**THE TASK**
Return each line holding the string "styles".

**Interface markup and scripts**
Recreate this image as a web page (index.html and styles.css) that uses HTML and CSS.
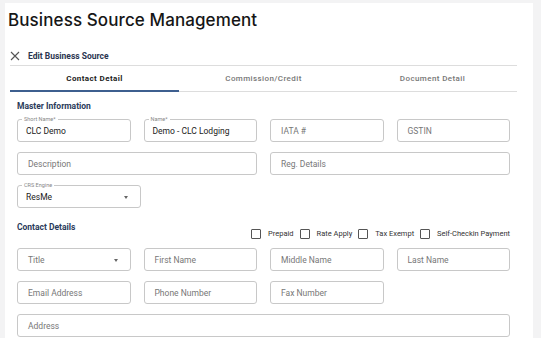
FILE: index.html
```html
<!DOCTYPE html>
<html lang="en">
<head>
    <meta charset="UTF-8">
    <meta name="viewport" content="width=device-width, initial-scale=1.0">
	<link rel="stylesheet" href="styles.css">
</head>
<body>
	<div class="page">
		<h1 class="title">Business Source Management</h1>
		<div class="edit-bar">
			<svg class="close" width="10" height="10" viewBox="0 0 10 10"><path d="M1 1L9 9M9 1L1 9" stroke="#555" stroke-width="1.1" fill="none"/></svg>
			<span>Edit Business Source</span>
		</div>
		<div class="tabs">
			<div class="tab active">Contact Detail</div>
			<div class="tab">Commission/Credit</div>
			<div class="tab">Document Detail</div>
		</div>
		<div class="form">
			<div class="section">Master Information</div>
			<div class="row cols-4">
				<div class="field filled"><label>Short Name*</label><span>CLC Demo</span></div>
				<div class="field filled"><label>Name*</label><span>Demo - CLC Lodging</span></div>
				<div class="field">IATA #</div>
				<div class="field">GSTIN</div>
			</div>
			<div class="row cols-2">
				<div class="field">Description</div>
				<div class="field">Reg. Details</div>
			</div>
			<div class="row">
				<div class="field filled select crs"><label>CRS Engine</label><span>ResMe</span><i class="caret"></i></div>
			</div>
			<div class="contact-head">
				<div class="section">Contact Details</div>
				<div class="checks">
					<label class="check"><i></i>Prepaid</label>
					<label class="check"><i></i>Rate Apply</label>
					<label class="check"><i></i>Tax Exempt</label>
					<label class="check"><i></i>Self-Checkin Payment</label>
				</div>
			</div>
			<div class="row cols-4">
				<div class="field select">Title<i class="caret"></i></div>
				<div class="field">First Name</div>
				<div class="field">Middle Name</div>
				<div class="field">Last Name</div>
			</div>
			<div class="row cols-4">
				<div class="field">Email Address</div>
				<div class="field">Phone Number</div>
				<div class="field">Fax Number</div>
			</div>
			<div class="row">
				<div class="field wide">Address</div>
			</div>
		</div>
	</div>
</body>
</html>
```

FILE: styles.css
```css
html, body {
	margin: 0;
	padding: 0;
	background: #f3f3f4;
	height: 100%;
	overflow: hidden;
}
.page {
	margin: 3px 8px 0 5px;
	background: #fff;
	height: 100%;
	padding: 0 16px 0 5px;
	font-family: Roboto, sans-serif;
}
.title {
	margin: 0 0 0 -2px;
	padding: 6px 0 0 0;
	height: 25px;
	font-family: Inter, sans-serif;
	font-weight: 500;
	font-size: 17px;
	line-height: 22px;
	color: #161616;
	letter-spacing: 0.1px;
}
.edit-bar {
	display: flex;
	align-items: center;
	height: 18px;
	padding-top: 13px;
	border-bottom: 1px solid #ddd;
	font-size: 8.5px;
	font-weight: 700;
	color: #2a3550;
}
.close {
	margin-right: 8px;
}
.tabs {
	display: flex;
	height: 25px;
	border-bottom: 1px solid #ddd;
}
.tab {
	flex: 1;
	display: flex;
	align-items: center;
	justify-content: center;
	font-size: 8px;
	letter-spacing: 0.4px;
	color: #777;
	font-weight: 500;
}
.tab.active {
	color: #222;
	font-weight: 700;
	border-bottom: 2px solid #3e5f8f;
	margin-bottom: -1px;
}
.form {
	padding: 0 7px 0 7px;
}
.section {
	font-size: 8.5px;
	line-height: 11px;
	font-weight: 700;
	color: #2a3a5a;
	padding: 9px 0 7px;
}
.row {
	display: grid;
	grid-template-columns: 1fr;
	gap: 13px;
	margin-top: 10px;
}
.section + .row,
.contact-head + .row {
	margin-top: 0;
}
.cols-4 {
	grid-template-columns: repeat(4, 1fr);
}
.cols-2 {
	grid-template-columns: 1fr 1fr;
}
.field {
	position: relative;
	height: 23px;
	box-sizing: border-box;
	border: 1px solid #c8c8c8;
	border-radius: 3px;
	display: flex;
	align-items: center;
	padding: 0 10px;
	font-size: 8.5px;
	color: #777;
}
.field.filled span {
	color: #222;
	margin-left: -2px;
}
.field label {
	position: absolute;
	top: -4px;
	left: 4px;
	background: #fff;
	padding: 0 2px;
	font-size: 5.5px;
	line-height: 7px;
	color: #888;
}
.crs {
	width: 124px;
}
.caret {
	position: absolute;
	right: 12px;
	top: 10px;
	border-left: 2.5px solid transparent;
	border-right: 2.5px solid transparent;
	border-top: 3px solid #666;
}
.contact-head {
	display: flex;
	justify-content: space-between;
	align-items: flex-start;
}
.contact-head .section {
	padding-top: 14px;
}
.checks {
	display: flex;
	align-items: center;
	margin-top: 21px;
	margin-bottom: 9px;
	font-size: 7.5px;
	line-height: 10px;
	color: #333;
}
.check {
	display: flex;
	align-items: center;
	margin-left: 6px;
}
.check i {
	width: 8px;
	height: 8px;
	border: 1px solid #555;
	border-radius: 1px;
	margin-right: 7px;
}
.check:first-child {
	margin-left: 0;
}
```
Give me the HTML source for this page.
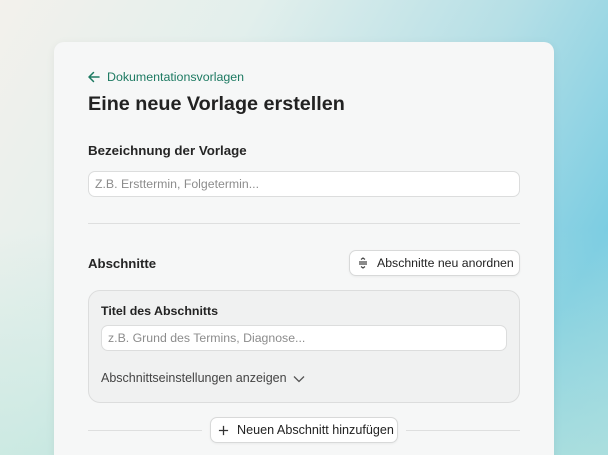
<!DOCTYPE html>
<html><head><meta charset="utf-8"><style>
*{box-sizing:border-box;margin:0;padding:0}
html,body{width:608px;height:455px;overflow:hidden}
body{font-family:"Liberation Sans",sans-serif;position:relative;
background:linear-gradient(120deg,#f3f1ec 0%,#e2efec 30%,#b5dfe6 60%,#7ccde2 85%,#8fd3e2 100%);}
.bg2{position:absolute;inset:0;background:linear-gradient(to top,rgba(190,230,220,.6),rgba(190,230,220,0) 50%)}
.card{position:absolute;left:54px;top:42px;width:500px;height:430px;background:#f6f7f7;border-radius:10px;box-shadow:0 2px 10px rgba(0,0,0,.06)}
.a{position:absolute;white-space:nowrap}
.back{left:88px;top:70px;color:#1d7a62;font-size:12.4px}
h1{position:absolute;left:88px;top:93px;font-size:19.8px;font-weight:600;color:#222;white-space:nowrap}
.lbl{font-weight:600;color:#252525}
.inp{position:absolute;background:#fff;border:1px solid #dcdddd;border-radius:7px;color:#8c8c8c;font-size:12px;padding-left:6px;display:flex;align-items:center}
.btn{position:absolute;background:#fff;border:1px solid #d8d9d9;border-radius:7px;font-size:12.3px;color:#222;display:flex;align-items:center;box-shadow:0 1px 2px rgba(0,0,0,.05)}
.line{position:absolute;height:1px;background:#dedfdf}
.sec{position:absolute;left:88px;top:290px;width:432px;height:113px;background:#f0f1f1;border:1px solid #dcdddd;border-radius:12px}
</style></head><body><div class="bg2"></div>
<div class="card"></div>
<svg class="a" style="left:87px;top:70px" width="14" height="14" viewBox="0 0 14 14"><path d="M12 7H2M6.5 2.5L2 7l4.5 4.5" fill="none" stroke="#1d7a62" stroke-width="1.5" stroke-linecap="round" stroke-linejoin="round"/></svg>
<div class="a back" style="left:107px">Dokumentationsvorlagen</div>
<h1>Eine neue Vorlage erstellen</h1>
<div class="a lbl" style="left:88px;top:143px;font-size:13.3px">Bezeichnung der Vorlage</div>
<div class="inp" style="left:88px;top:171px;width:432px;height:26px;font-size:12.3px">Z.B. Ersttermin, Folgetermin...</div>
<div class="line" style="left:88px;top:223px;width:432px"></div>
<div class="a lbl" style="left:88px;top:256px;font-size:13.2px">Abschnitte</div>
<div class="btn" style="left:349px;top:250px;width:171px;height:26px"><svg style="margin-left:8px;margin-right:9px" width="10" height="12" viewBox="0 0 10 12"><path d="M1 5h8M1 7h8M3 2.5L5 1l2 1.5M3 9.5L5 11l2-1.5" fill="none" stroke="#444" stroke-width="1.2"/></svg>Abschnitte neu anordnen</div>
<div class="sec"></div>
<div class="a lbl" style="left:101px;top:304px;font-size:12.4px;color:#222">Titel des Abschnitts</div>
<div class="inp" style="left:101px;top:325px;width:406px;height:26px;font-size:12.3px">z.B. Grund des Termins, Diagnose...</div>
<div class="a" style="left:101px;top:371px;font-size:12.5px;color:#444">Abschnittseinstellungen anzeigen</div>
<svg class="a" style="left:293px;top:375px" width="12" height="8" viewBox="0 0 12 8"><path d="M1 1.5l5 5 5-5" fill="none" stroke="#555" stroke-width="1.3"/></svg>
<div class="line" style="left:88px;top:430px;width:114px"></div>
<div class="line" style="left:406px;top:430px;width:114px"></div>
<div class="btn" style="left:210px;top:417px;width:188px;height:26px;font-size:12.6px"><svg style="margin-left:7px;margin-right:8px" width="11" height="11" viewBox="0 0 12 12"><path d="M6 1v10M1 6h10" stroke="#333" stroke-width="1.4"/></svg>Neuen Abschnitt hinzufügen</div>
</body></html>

**THE REPLY**
Recreate this image as a web page (index.html and styles.css) that uses HTML and CSS.
	<link rel="stylesheet" href="styles.css">
FILE: styles.css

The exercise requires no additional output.